The word family means something different in India. Coming from a world where 90% of my friends move out of the house within months of turning 18, the idea of living with your parents when you're thirty is laughable. Here, it's bizzare to live in your own house unless you're married. At first I thanked God to be born in America because the idea of living with my parents until I get married seemed, in a word, horrifying. I've been wanting to move out of the house since as a long as I can remember. In Middle School, I begged to go to bording school. I've always wanted out.
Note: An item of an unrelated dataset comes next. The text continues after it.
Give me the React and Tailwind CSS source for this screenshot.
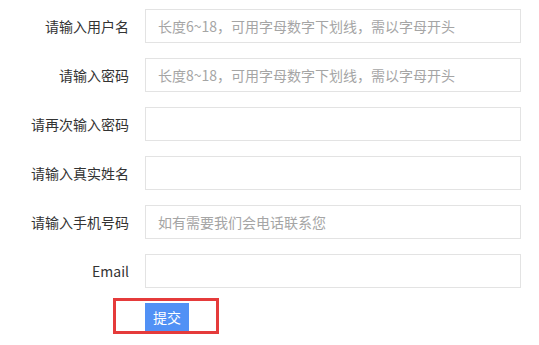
import React from "react";

const rows = [
  { label: "请输入用户名", ph: "长度6~18，可用字母数字下划线，需以字母开头" },
  { label: "请输入密码", ph: "长度8~18，可用字母数字下划线，需以字母开头" },
  { label: "请再次输入密码", ph: "" },
  { label: "请输入真实姓名", ph: "" },
  { label: "请输入手机号码", ph: "如有需要我们会电话联系您" },
  { label: "Email", ph: "" },
];

export default function App() {
  return (
    <div
      className="w-[539px] h-[345px] bg-white pt-[9px] text-[14px] text-[#333]"
      style={{ fontFamily: '"Noto Sans CJK SC", "Noto Sans", sans-serif' }}
    >
      <div className="flex flex-col gap-[15px]">
        {rows.map((r) => (
          <div key={r.label} className="flex items-center">
            <div className="w-[129px] text-right leading-none">{r.label}</div>
            <div className="ml-[16px] w-[376px] h-[34px] border border-[#e3e3e3] flex items-center pl-[12px] text-[#a5a5a5] leading-none">
              {r.ph}
            </div>
          </div>
        ))}
      </div>
      <div className="mt-[10px] ml-[113px] w-[106px] h-[36px] border-[3px] border-[#e53b3b] pl-[29px] pt-[2px]">
        <div className="w-[44px] h-[28px] bg-[#5191f5] text-white flex items-center justify-center leading-none">
          提交
        </div>
      </div>
    </div>
  );
}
Now, though, I'm beginning to look at the whole situation differently. I leave for Lucknow and Shabri Aunty in about an hour. I won't see my parents for almost four months. Last June, I would probably have celebrated this fact, but right now I'm actually pretty sad. Something weird happened over the past two weeks- we had fun.
Together.
As a "family."
On Vacation.
In India, a person's family is her friends. Aunts and inlaws call more than once a day to see what's up and it's not unusual for a 93 year old grand uncle to drive 4 hours to visit some random niece he's never met. No, I don't laugh as much as when I'm home. No, I don't go out or have horribly engaging converstaions very often. But in an age where entire relationships can be terminated by changing your facebook status, it's nice to be around people whose bond isn't imature humor or shared passing interests, but blood.
And when you grow up here, I can see how living with your parents could be not as horrifying as I thought. I think that people in America just never reach a point where they are both their parents friends and roommates. Ages 12-20 usually aren't prime parent-child bonding years anyway, right?